**Your objective:**
Extract from the listing each line in which the word "styles" appears.
┌─ Given material
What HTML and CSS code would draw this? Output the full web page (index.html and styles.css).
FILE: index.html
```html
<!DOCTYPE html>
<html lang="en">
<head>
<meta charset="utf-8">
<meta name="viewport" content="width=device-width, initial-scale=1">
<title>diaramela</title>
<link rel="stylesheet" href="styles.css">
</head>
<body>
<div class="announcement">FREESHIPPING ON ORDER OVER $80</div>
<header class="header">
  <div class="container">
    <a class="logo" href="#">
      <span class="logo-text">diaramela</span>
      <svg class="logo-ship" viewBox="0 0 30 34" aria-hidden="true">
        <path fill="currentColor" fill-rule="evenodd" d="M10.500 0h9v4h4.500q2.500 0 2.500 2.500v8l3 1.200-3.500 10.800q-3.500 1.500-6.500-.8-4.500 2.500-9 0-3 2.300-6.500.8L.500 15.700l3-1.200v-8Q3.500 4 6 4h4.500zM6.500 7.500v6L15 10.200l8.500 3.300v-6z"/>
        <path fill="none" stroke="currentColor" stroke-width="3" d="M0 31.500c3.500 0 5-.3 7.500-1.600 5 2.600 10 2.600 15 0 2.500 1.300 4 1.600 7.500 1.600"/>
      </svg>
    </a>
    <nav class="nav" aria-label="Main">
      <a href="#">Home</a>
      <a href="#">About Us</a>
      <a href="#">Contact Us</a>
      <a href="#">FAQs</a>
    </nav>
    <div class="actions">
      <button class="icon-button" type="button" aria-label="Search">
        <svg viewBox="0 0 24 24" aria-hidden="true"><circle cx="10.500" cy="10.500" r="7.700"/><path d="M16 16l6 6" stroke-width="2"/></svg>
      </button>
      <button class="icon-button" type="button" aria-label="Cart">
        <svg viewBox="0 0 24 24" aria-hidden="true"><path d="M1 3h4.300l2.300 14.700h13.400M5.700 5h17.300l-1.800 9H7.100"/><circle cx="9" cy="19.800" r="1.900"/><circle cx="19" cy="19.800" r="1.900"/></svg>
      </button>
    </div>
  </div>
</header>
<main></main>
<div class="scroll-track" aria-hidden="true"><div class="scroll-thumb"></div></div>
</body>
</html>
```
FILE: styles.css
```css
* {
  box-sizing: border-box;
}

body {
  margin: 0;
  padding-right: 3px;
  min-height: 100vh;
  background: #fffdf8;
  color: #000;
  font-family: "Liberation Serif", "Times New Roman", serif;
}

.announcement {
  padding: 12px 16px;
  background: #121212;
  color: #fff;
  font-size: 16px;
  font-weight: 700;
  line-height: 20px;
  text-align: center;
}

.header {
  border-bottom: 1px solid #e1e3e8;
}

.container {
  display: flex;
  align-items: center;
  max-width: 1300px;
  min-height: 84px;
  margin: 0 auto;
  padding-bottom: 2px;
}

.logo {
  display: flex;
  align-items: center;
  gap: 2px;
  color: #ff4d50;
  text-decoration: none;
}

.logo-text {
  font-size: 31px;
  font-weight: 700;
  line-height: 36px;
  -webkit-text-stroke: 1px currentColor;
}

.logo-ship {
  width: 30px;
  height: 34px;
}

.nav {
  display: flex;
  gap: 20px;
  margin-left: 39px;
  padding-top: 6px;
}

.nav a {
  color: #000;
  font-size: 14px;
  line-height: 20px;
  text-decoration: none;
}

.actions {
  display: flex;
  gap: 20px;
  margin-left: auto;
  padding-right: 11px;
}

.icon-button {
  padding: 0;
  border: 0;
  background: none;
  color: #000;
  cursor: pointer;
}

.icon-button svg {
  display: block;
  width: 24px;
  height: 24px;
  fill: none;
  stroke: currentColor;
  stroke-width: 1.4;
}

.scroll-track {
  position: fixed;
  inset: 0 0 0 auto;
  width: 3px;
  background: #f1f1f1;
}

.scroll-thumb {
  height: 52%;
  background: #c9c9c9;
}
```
└─
**Task answer:**
What HTML and CSS code would draw this? Output the full web page (index.html and styles.css).
<link rel="stylesheet" href="styles.css">
FILE: styles.css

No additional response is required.